Quinoa-Stuffed Acorn Squash

Gluten-free
Sugar-free
Vegetarian

40 minutes prep time | Serves 4
What you need:

  • 3 acorn squash, halved and seeded
  • 1 Tbsp butter
  • 1/2 c chopped onions
  • 1/2 c quinoa, rinsed and drained
  • 1 c low-sodium vegetable stock
  • 1/2 tsp salt
  • 1/8 tsp ground black pepper
  • 1/4 c chopped hazelnuts or whole unblanched almonds, toasted
  • 2 Tbsp chopped fresh parsley
  • 4 Tbsp grated Parmesan cheese

What you do:

  1. Preheat oven to 350°. Arrange acorn squash cut side down in a baking pan. Add 1/2 inch of water to the pan and cover with aluminum foil. Bake until the squash are tender, about 45 to 55 minutes. Leave the oven on. Let squash cool.
  2. Melt butter in a large skillet over medium heat. Add onions, stirring until golden, about 8 minutes. Add quinoa, stirring until toasted, about 3 minutes.

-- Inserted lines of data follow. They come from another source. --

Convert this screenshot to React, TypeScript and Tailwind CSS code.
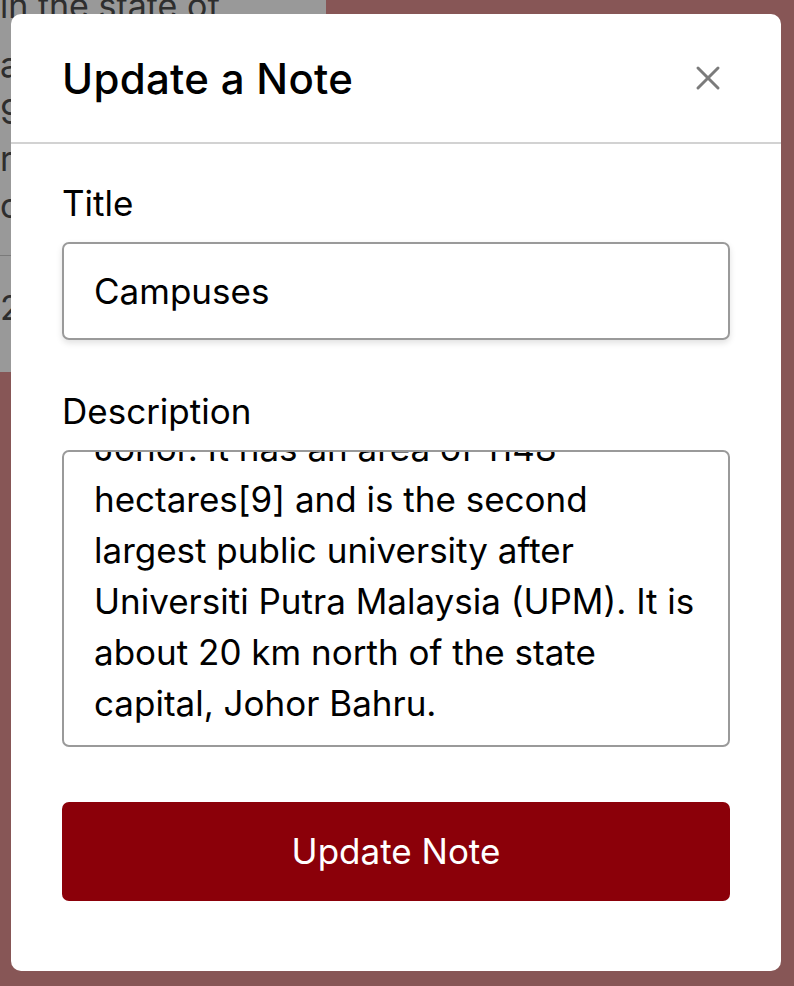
import * as React from 'react';
import { useEffect, useRef } from 'react';

const description =
  'Universiti Teknologi Malaysia (UTM) main campus is located in Skudai, in the state of\n' +
  'Johor. It has an area of 1148\n' +
  'hectares[9] and is the second\n' +
  'largest public university after\n' +
  'Universiti Putra Malaysia (UPM). It is\n' +
  'about 20 km north of the state\n' +
  'capital, Johor Bahru.';

const CloseIcon: React.FC = () => (
  <svg className="w-[26px] h-[26px]" viewBox="0 0 26 26" fill="none" stroke="#7b7b7b" strokeWidth={3} strokeLinecap="round">
    <path d="M3 3 L23 23" />
    <path d="M23 3 L3 23" />
  </svg>
);

const App: React.FC = () => {
  const areaRef = useRef<HTMLTextAreaElement>(null);

  useEffect(() => {
    // the note is long, show the end of it like the scrolled textarea
    if (areaRef.current) {
      areaRef.current.scrollTop = areaRef.current.scrollHeight;
    }
  }, []);

  return (
    <div className="relative w-[794px] h-[986px] overflow-hidden bg-[#875656] font-['Inter','Liberation_Sans',sans-serif]">
      {/* dimmed note card behind the dialog */}
      <div className="w-[326px] h-[390px] -mt-[18px] bg-[#999999] text-[#2e2e2e] text-[34px] leading-[47px]">
        <p>in the state of</p>
        <p className="mt-[12px]">area of 1148</p>
        <p>9] and is the</p>
        <p>rgest public</p>
        <p>crsity after</p>
        <div className="mt-[26px] border-t border-[#7a7a7a] pt-[28px]">
          <p>2021-06-14</p>
        </div>
      </div>

      {/* backdrop + dialog */}
      <div className="absolute inset-0 pl-[11px] pt-[14px]">
        <div className="w-[770px] h-[957px] bg-white rounded-[10px] flex flex-col">
          <div className="h-[130px] flex items-center justify-between pl-[51px] pr-[60px] border-b-2 border-[#d2d2d2]">
            <h1 className="text-[42px] font-medium text-black tracking-[0.3px]">Update a Note</h1>
            <button aria-label="Close" className="flex items-center justify-center">
              <CloseIcon />
            </button>
          </div>

          <div className="flex flex-col px-[51px] pt-[34px]">
            <label className="text-[35px] leading-[50px] text-black">Title</label>
            <input
              defaultValue="Campuses"
              className="mt-[14px] h-[98px] w-full rounded-[7px] border-2 border-[#9a9a9a] px-[30px] text-[35px] text-black shadow-[0_3px_6px_rgba(0,0,0,0.12)] outline-none"
            />

            <label className="mt-[46px] text-[35px] leading-[50px] text-black">Description</label>
            <textarea
              ref={areaRef}
              defaultValue={description}
              className="mt-[14px] h-[297px] w-full resize-none overflow-hidden rounded-[7px] border-2 border-[#9a9a9a] px-[30px] pt-[14px] pb-[16px] text-[35px] leading-[51px] text-black outline-none"
            />

            <button className="mt-[55px] h-[99px] w-full rounded-[7px] bg-[#8b0009] text-[35px] text-white">
              Update Note
            </button>
          </div>
        </div>
      </div>
    </div>
  );
};

export default App;
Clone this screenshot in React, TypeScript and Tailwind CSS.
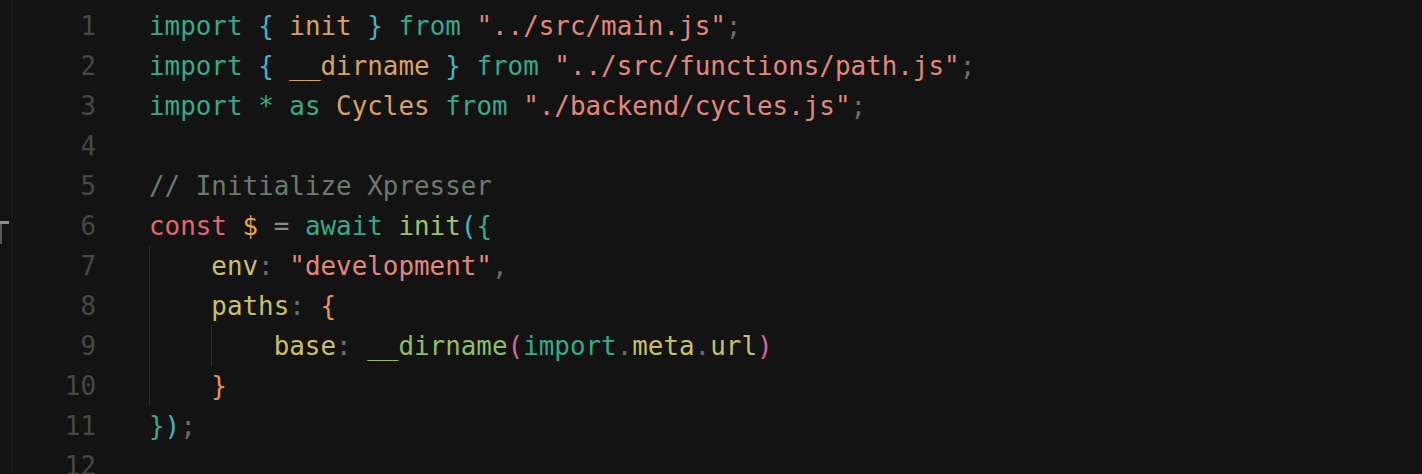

Stir in stock. Bring to a boil. Reduce heat and simmer, covered, for 15 minutes. Uncover and let cool slightly.
  3. Scoop out and dice the pulp of 2 squash halves. Turn the other 4 halves cut side up and season with salt and pepper. Combine quinoa mixture and diced squash. Stir in nuts, parsley, and 2 tablespoons of cheese. Spoon mixture into the 4 squash cavities, distributing evenly. Sprinkle the tops with the remaining 2 tablespoons of cheese. Bake until heated through, about 20 minutes.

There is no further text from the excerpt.